─── Stored data ───

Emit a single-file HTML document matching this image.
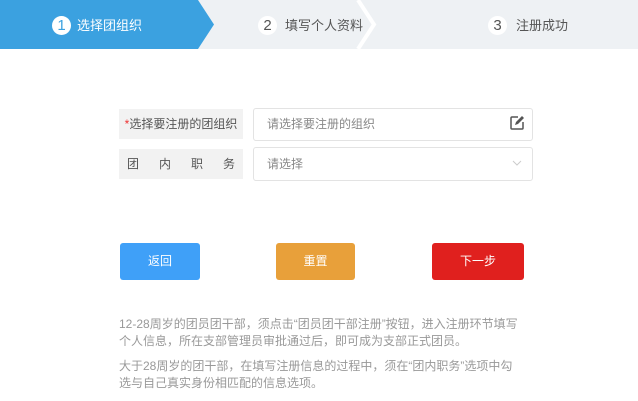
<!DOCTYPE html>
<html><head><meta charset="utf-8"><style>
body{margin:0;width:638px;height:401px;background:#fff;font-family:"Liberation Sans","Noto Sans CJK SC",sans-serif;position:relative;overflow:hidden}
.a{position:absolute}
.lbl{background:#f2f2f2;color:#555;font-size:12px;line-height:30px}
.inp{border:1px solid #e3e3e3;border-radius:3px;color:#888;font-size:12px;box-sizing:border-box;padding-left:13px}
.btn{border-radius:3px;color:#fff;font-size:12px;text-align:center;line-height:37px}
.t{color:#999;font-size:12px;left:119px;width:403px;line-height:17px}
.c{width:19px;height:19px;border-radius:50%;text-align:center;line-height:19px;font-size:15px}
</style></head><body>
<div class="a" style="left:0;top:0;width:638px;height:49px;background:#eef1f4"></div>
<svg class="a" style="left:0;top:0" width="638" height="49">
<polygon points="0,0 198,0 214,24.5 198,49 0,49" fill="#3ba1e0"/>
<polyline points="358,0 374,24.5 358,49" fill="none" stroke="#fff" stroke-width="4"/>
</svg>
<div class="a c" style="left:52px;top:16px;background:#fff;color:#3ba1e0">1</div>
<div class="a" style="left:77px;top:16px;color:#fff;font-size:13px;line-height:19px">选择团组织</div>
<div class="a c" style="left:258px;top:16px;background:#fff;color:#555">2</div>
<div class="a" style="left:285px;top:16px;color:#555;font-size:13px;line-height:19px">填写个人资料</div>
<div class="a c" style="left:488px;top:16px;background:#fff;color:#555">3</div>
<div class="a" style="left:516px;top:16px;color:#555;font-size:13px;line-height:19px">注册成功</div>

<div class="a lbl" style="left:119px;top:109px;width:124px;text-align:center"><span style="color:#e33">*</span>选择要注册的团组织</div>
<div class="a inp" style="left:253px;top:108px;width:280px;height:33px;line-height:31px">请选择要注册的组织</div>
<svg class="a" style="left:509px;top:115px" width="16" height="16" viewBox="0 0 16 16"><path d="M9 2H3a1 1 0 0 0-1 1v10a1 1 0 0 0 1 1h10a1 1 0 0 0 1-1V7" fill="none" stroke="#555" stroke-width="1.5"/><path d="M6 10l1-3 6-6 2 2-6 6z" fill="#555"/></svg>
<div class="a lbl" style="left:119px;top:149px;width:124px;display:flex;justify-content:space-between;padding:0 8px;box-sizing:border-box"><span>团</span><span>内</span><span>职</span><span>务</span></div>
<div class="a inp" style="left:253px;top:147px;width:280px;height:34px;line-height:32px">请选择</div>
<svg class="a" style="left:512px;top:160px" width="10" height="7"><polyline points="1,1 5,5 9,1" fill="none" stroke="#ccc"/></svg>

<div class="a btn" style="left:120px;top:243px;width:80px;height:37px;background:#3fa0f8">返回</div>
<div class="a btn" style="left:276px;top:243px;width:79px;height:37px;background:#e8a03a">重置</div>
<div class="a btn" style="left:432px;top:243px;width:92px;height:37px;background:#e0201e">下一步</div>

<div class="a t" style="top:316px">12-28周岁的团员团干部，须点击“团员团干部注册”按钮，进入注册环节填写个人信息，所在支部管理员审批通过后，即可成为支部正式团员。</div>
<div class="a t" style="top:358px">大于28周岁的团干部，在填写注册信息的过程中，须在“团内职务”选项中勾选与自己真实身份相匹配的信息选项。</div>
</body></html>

───

**Set problem**
Without the pictures, repeat the listing above exactly.

**Exercise output**
Emit a single-file HTML document matching this image.
<!DOCTYPE html>
<html><head><meta charset="utf-8"><style>
body{margin:0;width:638px;height:401px;background:#fff;font-family:"Liberation Sans","Noto Sans CJK SC",sans-serif;position:relative;overflow:hidden}
.a{position:absolute}
.lbl{background:#f2f2f2;color:#555;font-size:12px;line-height:30px}
.inp{border:1px solid #e3e3e3;border-radius:3px;color:#888;font-size:12px;box-sizing:border-box;padding-left:13px}
.btn{border-radius:3px;color:#fff;font-size:12px;text-align:center;line-height:37px}
.t{color:#999;font-size:12px;left:119px;width:403px;line-height:17px}
.c{width:19px;height:19px;border-radius:50%;text-align:center;line-height:19px;font-size:15px}
</style></head><body>
<div class="a" style="left:0;top:0;width:638px;height:49px;background:#eef1f4"></div>
<svg class="a" style="left:0;top:0" width="638" height="49">
<polygon points="0,0 198,0 214,24.5 198,49 0,49" fill="#3ba1e0"/>
<polyline points="358,0 374,24.5 358,49" fill="none" stroke="#fff" stroke-width="4"/>
</svg>
<div class="a c" style="left:52px;top:16px;background:#fff;color:#3ba1e0">1</div>
<div class="a" style="left:77px;top:16px;color:#fff;font-size:13px;line-height:19px">选择团组织</div>
<div class="a c" style="left:258px;top:16px;background:#fff;color:#555">2</div>
<div class="a" style="left:285px;top:16px;color:#555;font-size:13px;line-height:19px">填写个人资料</div>
<div class="a c" style="left:488px;top:16px;background:#fff;color:#555">3</div>
<div class="a" style="left:516px;top:16px;color:#555;font-size:13px;line-height:19px">注册成功</div>

<div class="a lbl" style="left:119px;top:109px;width:124px;text-align:center"><span style="color:#e33">*</span>选择要注册的团组织</div>
<div class="a inp" style="left:253px;top:108px;width:280px;height:33px;line-height:31px">请选择要注册的组织</div>
<svg class="a" style="left:509px;top:115px" width="16" height="16" viewBox="0 0 16 16"><path d="M9 2H3a1 1 0 0 0-1 1v10a1 1 0 0 0 1 1h10a1 1 0 0 0 1-1V7" fill="none" stroke="#555" stroke-width="1.5"/><path d="M6 10l1-3 6-6 2 2-6 6z" fill="#555"/></svg>
<div class="a lbl" style="left:119px;top:149px;width:124px;display:flex;justify-content:space-between;padding:0 8px;box-sizing:border-box"><span>团</span><span>内</span><span>职</span><span>务</span></div>
<div class="a inp" style="left:253px;top:147px;width:280px;height:34px;line-height:32px">请选择</div>
<svg class="a" style="left:512px;top:160px" width="10" height="7"><polyline points="1,1 5,5 9,1" fill="none" stroke="#ccc"/></svg>

<div class="a btn" style="left:120px;top:243px;width:80px;height:37px;background:#3fa0f8">返回</div>
<div class="a btn" style="left:276px;top:243px;width:79px;height:37px;background:#e8a03a">重置</div>
<div class="a btn" style="left:432px;top:243px;width:92px;height:37px;background:#e0201e">下一步</div>

<div class="a t" style="top:316px">12-28周岁的团员团干部，须点击“团员团干部注册”按钮，进入注册环节填写个人信息，所在支部管理员审批通过后，即可成为支部正式团员。</div>
<div class="a t" style="top:358px">大于28周岁的团干部，在填写注册信息的过程中，须在“团内职务”选项中勾选与自己真实身份相匹配的信息选项。</div>
</body></html>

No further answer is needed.